As a case in point, the 9/11 attacks had an immediate $55 billion cost to physical damage with overall economic impact coming in at $123 billion. This was then intensified by the costs to Homeland Security ($589 bn), war funding ($1,649 bn) and future war and veterans care costs ($867 bn). Immediate market effects were the drop of equities – the S&P 500 lost up to 13%, while the safe haven, gold, jumped from $215.50 to $287 an ounce. By the end of the year the S&P 500 was back up 5% and gold leaned back to $276.50.

This is just a brief snapshot of how resilient to terror attacks advanced markets are in the long-term. Globalization means that an attack in London or Paris can and does affect the global markets. However, it is also globalization that allows the impact of these attacks to be absorbed with minimal macro effects.

What perhaps has wider implications are the effects of terror on smaller or emerging markets. If we look at Pakistan around the same time as the 2001 attacks in the US, a more chilling picture of terrorism on economies arises. In 2001-2002, along with the immeasurable loss of life, the economic cost of terrorism to Pakistan was estimated at $35-40 billion. There are many economic casualties in the ongoing war against terrorism. Exports shrink due to drops in production, we see a shift from tradable to non-tradable sectors due to an undermining of banks, consumption and domestic savings fall and foreign borrowing and aid increases.

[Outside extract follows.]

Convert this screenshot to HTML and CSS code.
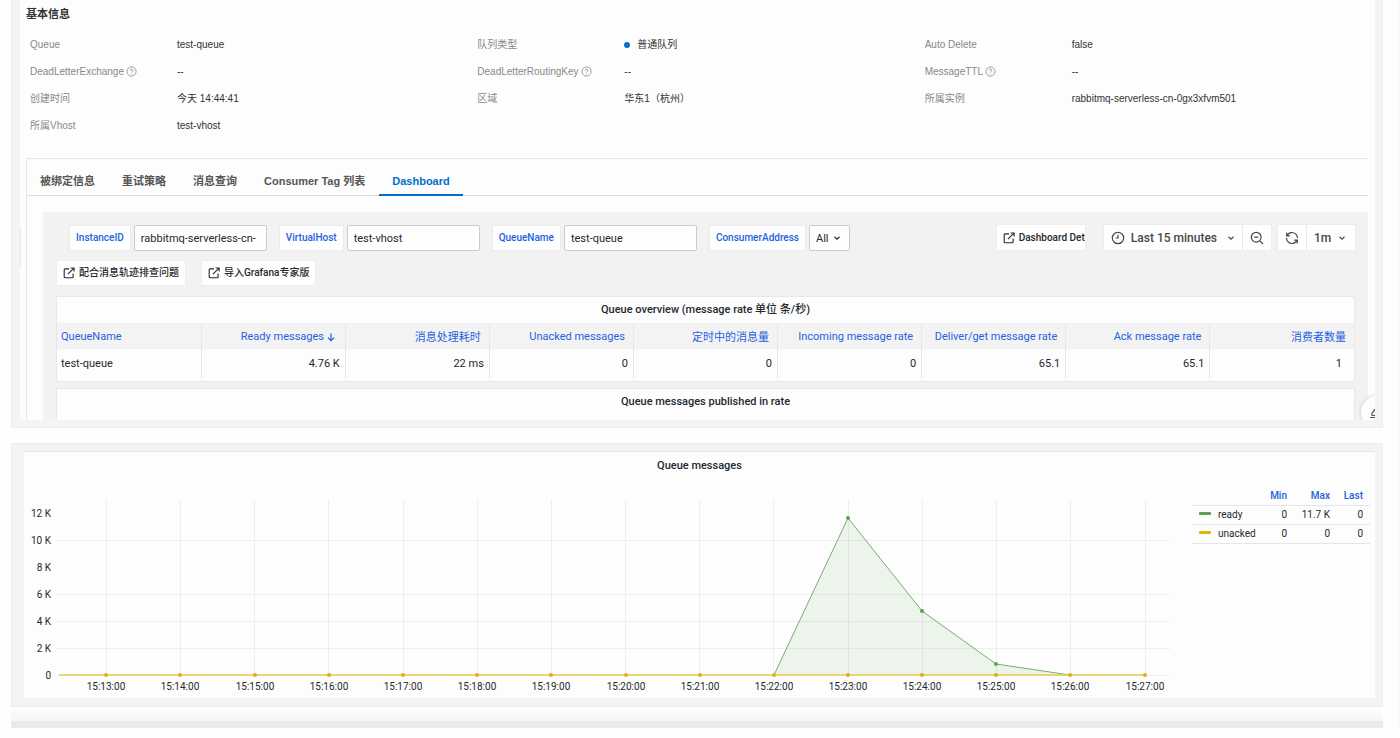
FILE: index.html
```html
<!DOCTYPE html>
<html lang="zh-CN">
<head>
<meta charset="utf-8">
<title>Queue Dashboard</title>
<link rel="stylesheet" href="styles.css">
</head>
<body>
<svg class="defs" width="0" height="0" aria-hidden="true">
  <symbol id="help" viewBox="0 0 12 12"><circle cx="6" cy="6" r="5"/><path d="M4.500 4.900c0-1.900 3-1.900 3 0 0 1-1.500 1.100-1.500 2.100M6 8.100v.8"/></symbol>
  <symbol id="ext" viewBox="0 0 12 12"><path d="M6 1.900H2.200c-.6 0-1 .4-1 1v6.900c0 .6.4 1 1 1h6.900c.6 0 1-.4 1-1V6.400M7.600 1h3.500v3.500M11 1.100 4.900 7.200"/></symbol>
  <symbol id="chev" viewBox="0 0 8 8"><path d="M1.500 2.800 4 5.200l2.500-2.400"/></symbol>
  <symbol id="clock" viewBox="0 0 14 14"><circle cx="7" cy="7" r="5.700"/><path d="M7 3.700V7H4.600"/></symbol>
  <symbol id="zoomout" viewBox="0 0 14 14"><circle cx="6.200" cy="6.200" r="4.900"/><path d="M4.200 6.200h4M9.800 9.800l3.200 3.200"/></symbol>
  <symbol id="sync" viewBox="0 0 14 14"><path d="M1.700 1.500v3.300h3.200M2 4.700C3.800.9 9 .4 11.500 3.800c.7 1 1 2 1 3.200M12.300 12.500V9.200H9.100M12 9.300C10.200 13.100 5 13.600 2.500 10.200c-.7-1-1-2-1-3.200"/></symbol>
</svg>
<div class="page">
  <main class="frame frame-top">
    <div class="sheet">
      <h1 class="title">基本信息</h1>
      <dl class="info">
        <div class="pair"><dt>Queue</dt><dd>test-queue</dd></div>
        <div class="pair"><dt>队列类型</dt><dd><i class="status"></i>普通队列</dd></div>
        <div class="pair"><dt>Auto Delete</dt><dd>false</dd></div>
        <div class="pair"><dt>DeadLetterExchange <svg class="icon icon-help"><use href="#help"/></svg></dt><dd>--</dd></div>
        <div class="pair"><dt>DeadLetterRoutingKey <svg class="icon icon-help"><use href="#help"/></svg></dt><dd>--</dd></div>
        <div class="pair"><dt>MessageTTL <svg class="icon icon-help"><use href="#help"/></svg></dt><dd>--</dd></div>
        <div class="pair"><dt>创建时间</dt><dd>今天 14:44:41</dd></div>
        <div class="pair"><dt>区域</dt><dd>华东1（杭州）</dd></div>
        <div class="pair"><dt>所属实例</dt><dd>rabbitmq-serverless-cn-0gx3xfvm501</dd></div>
        <div class="pair"><dt>所属Vhost</dt><dd>test-vhost</dd></div>
      </dl>
      <section class="card">
        <nav class="tabs" role="tablist">
          <button class="tab" role="tab">被绑定信息</button>
          <button class="tab" role="tab">重试策略</button>
          <button class="tab" role="tab">消息查询</button>
          <button class="tab" role="tab">Consumer Tag 列表</button>
          <button class="tab tab-on" role="tab" aria-selected="true">Dashboard</button>
        </nav>
        <div class="grafana">
          <div class="toolbar">
            <div class="vars">
              <div class="var"><label for="v1">InstanceID</label><input id="v1" value="rabbitmq-serverless-cn-"></div>
              <div class="var"><label for="v2">VirtualHost</label><input id="v2" value="test-vhost"></div>
              <div class="var"><label for="v3">QueueName</label><input id="v3" value="test-queue"></div>
              <div class="var"><label for="v4">ConsumerAddress</label><span class="pick pick-box"><select id="v4"><option>All</option></select><svg class="icon icon-chev"><use href="#chev"/></svg></span></div>
            </div>
            <div class="tools">
              <a class="link link-cut" href="#"><svg class="icon icon-ext"><use href="#ext"/></svg>Dashboard Det</a>
              <div class="group">
                <button class="tool tool-time"><svg class="icon icon-tool"><use href="#clock"/></svg>Last 15 minutes<svg class="icon icon-chev"><use href="#chev"/></svg></button>
                <button class="tool" aria-label="Zoom out"><svg class="icon icon-tool"><use href="#zoomout"/></svg></button>
              </div>
              <div class="group">
                <button class="tool" aria-label="Refresh"><svg class="icon icon-tool"><use href="#sync"/></svg></button>
                <span class="pick"><select aria-label="Refresh interval"><option>1m</option></select><svg class="icon icon-chev"><use href="#chev"/></svg></span>
              </div>
            </div>
          </div>
          <div class="links">
            <a class="link" href="#"><svg class="icon icon-ext"><use href="#ext"/></svg>配合消息轨迹排查问题</a>
            <a class="link" href="#"><svg class="icon icon-ext"><use href="#ext"/></svg>导入Grafana专家版</a>
          </div>
          <section class="panel panel-table">
            <h2 class="panel-title">Queue overview (message rate 单位 条/秒)</h2>
            <table class="overview">
              <thead><tr><th>QueueName</th><th>Ready messages <svg class="icon icon-sort" viewBox="0 0 8 10"><path d="M4 1.500v7M1 5.700l3 3 3-3"/></svg></th><th>消息处理耗时</th><th>Unacked messages</th><th>定时中的消息量</th><th>Incoming message rate</th><th>Deliver/get message rate</th><th>Ack message rate</th><th>消费者数量</th></tr></thead>
              <tbody><tr><td>test-queue</td><td>4.76 K</td><td>22 ms</td><td>0</td><td>0</td><td>0</td><td>65.1</td><td>65.1</td><td>1</td></tr></tbody>
            </table>
          </section>
          <section class="panel panel-cut">
            <h2 class="panel-title">Queue messages published in rate</h2>
          </section>
        </div>
      </section>
      <span class="handle"></span>
      <button class="float" aria-label="Feedback"><svg class="icon icon-float" viewBox="0 0 14 14"><path d="M1 12.500h12M3 10.500V8l5.500-6.500 3 2.500L6 10.500z"/></svg></button>
    </div>
  </main>

  <section class="frame frame-chart">
    <div class="chart-panel">
      <h2 class="panel-title">Queue messages</h2>
      <div class="chart-body">
        <svg class="chart" viewBox="0 0 1161 216" role="img" aria-label="Queue messages">
          <path class="grid" d="M33 60.500H1146M33 114.500H1146M33 141.500H1146M33 168.500H1146M33 195.500H1146M82.500 20V195M156.500 20V195M230.500 20V195M304.500 20V195M379.500 20V195M453.500 20V195M527.500 20V195M601.500 20V195M675.500 20V195M749.500 20V195M824.500 20V195M898.500 20V195M972.500 20V195M1046.500 20V195M1121.500 20V195"/>
          <path class="area" d="M750 195 824 38 898 131 972 184 1046 195z"/>
          <path class="line-ready" d="M750 195 824 38 898 131 972 184 1046 195"/>
          <g class="dots-ready"><circle cx="824" cy="38" r="2"/><circle cx="898" cy="131" r="2"/><circle cx="972" cy="184" r="2"/></g>
          <path class="line-unacked" d="M35 195H1121"/>
          <g class="dots-unacked"><circle cx="82" cy="195" r="2"/><circle cx="156" cy="195" r="2"/><circle cx="231" cy="195" r="2"/><circle cx="305" cy="195" r="2"/><circle cx="379" cy="195" r="2"/><circle cx="453" cy="195" r="2"/><circle cx="527" cy="195" r="2"/><circle cx="602" cy="195" r="2"/><circle cx="676" cy="195" r="2"/><circle cx="750" cy="195" r="2"/><circle cx="824" cy="195" r="2"/><circle cx="898" cy="195" r="2"/><circle cx="972" cy="195" r="2"/><circle cx="1046" cy="195" r="2"/><circle cx="1121" cy="195" r="2"/></g>
          <g class="axis axis-y"><text x="27" y="37">12 K</text><text x="27" y="64">10 K</text><text x="27" y="91">8 K</text><text x="27" y="118">6 K</text><text x="27" y="145">4 K</text><text x="27" y="172">2 K</text><text x="27" y="199">0</text></g>
          <g class="axis axis-x"><text x="82" y="210">15:13:00</text><text x="156" y="210">15:14:00</text><text x="231" y="210">15:15:00</text><text x="305" y="210">15:16:00</text><text x="379" y="210">15:17:00</text><text x="453" y="210">15:18:00</text><text x="527" y="210">15:19:00</text><text x="602" y="210">15:20:00</text><text x="676" y="210">15:21:00</text><text x="750" y="210">15:22:00</text><text x="824" y="210">15:23:00</text><text x="898" y="210">15:24:00</text><text x="972" y="210">15:25:00</text><text x="1046" y="210">15:26:00</text><text x="1121" y="210">15:27:00</text></g>
        </svg>
        <table class="legend">
          <thead><tr><th></th><th>Min</th><th>Max</th><th>Last</th></tr></thead>
          <tbody>
            <tr><td><i class="swatch swatch-ready"></i>ready</td><td>0</td><td>11.7 K</td><td>0</td></tr>
            <tr><td><i class="swatch swatch-unacked"></i>unacked</td><td>0</td><td>0</td><td>0</td></tr>
          </tbody>
        </table>
      </div>
    </div>
  </section>
  <div class="fade"></div>
  <div class="strip"></div>
</div>
</body>
</html>
```
FILE: styles.css
```css
* { box-sizing: border-box; }
body { margin: 0; background: #fefefe; color: #2b2d31; font-family: "Liberation Sans", "Noto Sans CJK SC", sans-serif; font-size: 10px; }
h1, h2, dl, dd { margin: 0; }
button, input, select { font: inherit; color: inherit; margin: 0; }
.defs { position: absolute; }
.icon { fill: none; stroke: currentColor; stroke-width: 1.2; flex: none; }
.page { margin-right: 1px; padding: 0 15px 0 11px; border-right: 1px solid #f3f3f5; }

.frame { background: #f4f4f4; border: 1px solid #ededed; }
.frame-top { border-top: 0; padding: 0 7px 7px 8px; }
.sheet { position: relative; overflow: hidden; background: #fdfdfd; padding: 5px 7px 0 6px; }
.title { font-size: 11px; line-height: 18px; font-weight: 700; color: #333; }
.info { display: grid; grid-template-columns: repeat(3, 1fr); grid-auto-rows: 27px; padding: 8px 0 0 4px; margin-right: -4px; }
.pair { display: flex; align-items: center; line-height: 16px; }
.pair dt { flex: 0 0 147px; display: flex; align-items: center; gap: 2px; color: #888; }
.pair dd { display: flex; align-items: center; color: #333; }
.icon-help { width: 11px; height: 11px; stroke-width: 0.9; }
.status { width: 6px; height: 6px; border-radius: 50%; background: #0a6ccc; margin-right: 7px; }

.card { margin-top: 19px; border-top: 1px solid #e4e4e4; border-left: 1px solid #e6e6e6; }
.tabs { display: flex; gap: 1px; height: 37px; border-bottom: 1px solid #dedede; }
.tab { height: 37px; padding: 9px 13px 0; border: 0; border-bottom: 2px solid transparent; background: none; font-size: 11px; line-height: 26px; font-weight: 700; color: #555; }
.tab-on { color: #0070cc; border-bottom-color: #0070cc; }

.grafana { margin: 16px 0 0 16px; padding: 13px 13px 0 14px; background: #f2f2f2; font-family: Roboto, "Noto Sans CJK SC", sans-serif; font-size: 11px; color: #24292e; }
.toolbar { display: flex; justify-content: space-between; }
.vars { display: flex; gap: 12px; padding-left: 12px; }
.var { display: flex; gap: 3px; }
.var label { height: 26px; padding: 0 6px; border: 1px solid #ebebeb; background: #fefefe; font-size: 10px; line-height: 24px; font-weight: 500; color: #1f62e0; }
.var input { width: 133px; height: 26px; padding: 0 6px; border: 1px solid #ccc; border-radius: 2px; background: #fefefe; }
.pick { position: relative; display: flex; }
.pick select { appearance: none; height: 25px; padding: 0 23px 0 7px; border: 0; background: #fefefe; color: #45484c; font-size: 12px; font-weight: 500; }
.pick-box select { height: 26px; padding: 0 20px 0 6px; border: 1px solid #ccc; border-radius: 2px; font-size: 11px; font-weight: 400; color: #24292e; }
.pick .icon-chev { position: absolute; right: 9px; top: 9px; pointer-events: none; }
.icon-chev { width: 8px; height: 8px; }
.tools { display: flex; gap: 7px; color: #45484c; }
.link { display: inline-flex; align-items: center; gap: 4px; height: 24px; padding: 0 6px; background: #fefefe; box-shadow: 0 0 1px #d8d8d8; font-size: 10px; line-height: 12px; font-weight: 500; color: #24292e; text-decoration: none; white-space: nowrap; }
.link-cut { height: 25px; padding-right: 0; margin-right: 12px; }
.icon-ext { width: 12px; height: 12px; stroke-width: 1.1; }
.group { display: flex; height: 25px; box-shadow: 0 0 1px #ccc; }
.tool { display: flex; align-items: center; padding: 0 7px; border: 0; border-right: 1px solid #e8e8e8; background: #fefefe; font-size: 12px; font-weight: 500; }
.group .tool:last-child { border-right: 0; }
.tool-time { gap: 6px; }
.tool-time .icon-chev { margin-left: 4px; }
.icon-tool { width: 14px; height: 14px; }
.links { display: flex; gap: 17px; margin: 10px 0 11px; }

.panel { background: #fdfdfd; border: 1px solid #e8e8e8; border-radius: 2px; margin-left: -1px; }
.panel-table { padding-bottom: 3px; }
.panel-title { font-family: Roboto, "Noto Sans CJK SC", sans-serif; font-size: 11px; line-height: 26px; font-weight: 500; text-align: center; color: #24292e; }
.panel-cut { margin-top: 6px; border-bottom: 0; padding-bottom: 5px; }
.overview { width: 100%; table-layout: fixed; border-collapse: collapse; }
.overview th, .overview td { border-right: 1px solid #e6e6e6; text-align: right; white-space: nowrap; }
.overview th { height: 26px; padding: 0 8px 0 0; background: #f3f3f3; font-weight: 400; color: #1f62e0; }
.overview td { height: 29px; padding: 0 5px 0 0; }
.overview th:first-child, .overview td:first-child { padding-left: 4px; text-align: left; }
.overview th:last-child, .overview td:last-child { border-right: 0; }
.overview td:last-child { padding-right: 12px; }
.icon-sort { width: 8px; height: 10px; margin-right: 2px; vertical-align: -2px; }
.handle { position: absolute; left: 0; top: 228px; width: 1px; height: 38px; background: #e6e6e6; }
.float { position: absolute; right: -18px; bottom: -8px; width: 32px; height: 32px; padding: 0 0 0 8px; border: 0; border-radius: 50%; background: #fefefe; box-shadow: 0 0 4px #ccc; color: #555; }
.icon-float { display: block; width: 14px; height: 14px; }

.frame-chart { margin-top: 15px; padding: 7px 7px 8px 12px; }
.chart-panel { background: #fdfdfd; border-top: 1px solid #e6e6e6; }
.chart-panel .panel-title { line-height: 28px; }
.chart-body { display: grid; grid-template-columns: 1fr 178px; gap: 7px; align-items: start; padding-right: 5px; }
.chart { display: block; width: 100%; height: auto; margin-bottom: 2px; }
.grid { stroke: #eee; fill: none; }
.area { fill: #56a64b; fill-opacity: 0.1; }
.line-ready { fill: none; stroke: #73b26b; }
.dots-ready { fill: #56a64b; }
.line-unacked { fill: none; stroke: #ebc94e; stroke-width: 1.5; }
.dots-unacked { fill: #dcae1c; }
.axis { font-family: Roboto, sans-serif; font-size: 10px; fill: #24292e; }
.axis-y { text-anchor: end; }
.axis-x { text-anchor: middle; }
.legend { margin-top: 6px; border-collapse: collapse; table-layout: fixed; width: 100%; font-family: Roboto, sans-serif; font-size: 10px; color: #24292e; }
.legend tr { border-bottom: 1px solid #e6e6e6; }
.legend th, .legend td { height: 19px; padding: 0; text-align: right; }
.legend th { color: #1f62e0; font-weight: 500; }
.legend th:nth-child(2) { width: 24px; }
.legend th:nth-child(3) { width: 43px; }
.legend th:nth-child(4) { width: 40px; }
.legend td:first-child { padding-left: 7px; text-align: left; }
.legend th:last-child, .legend td:last-child { padding-right: 7px; }
.swatch { display: inline-block; width: 12px; height: 3px; border-radius: 1px; margin-right: 7px; vertical-align: 3px; }
.swatch-ready { background: #56a64b; }
.swatch-unacked { background: #e0b400; }
.fade { height: 14px; background: linear-gradient(#fefefe, #f6f6f6); }
.strip { height: 7px; background: #eaeaea; }
```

By 2009 Pakistan’s economic growth almost ground to a halt thanks to the costs of war on terrorism and the rehabilitation of three million displaced people. Foreign Direct Investment fell to $463 million vs $1.116 billion during the same period of the previous year, a decline of 58.5%. Government capital formation and private investments dropped due to budget restrictions and increased uncertainty. Higher government spending allocated towards military meant less was available for social and economic expenditure. The human cost is also huge – increased infant mortality, deteriorating nutrition, health and educational standards, war-induced famines. With halting economic growth coupled with a widening fiscal deficit, it’s not difficult to see where the seeds of future terrorism are being sown.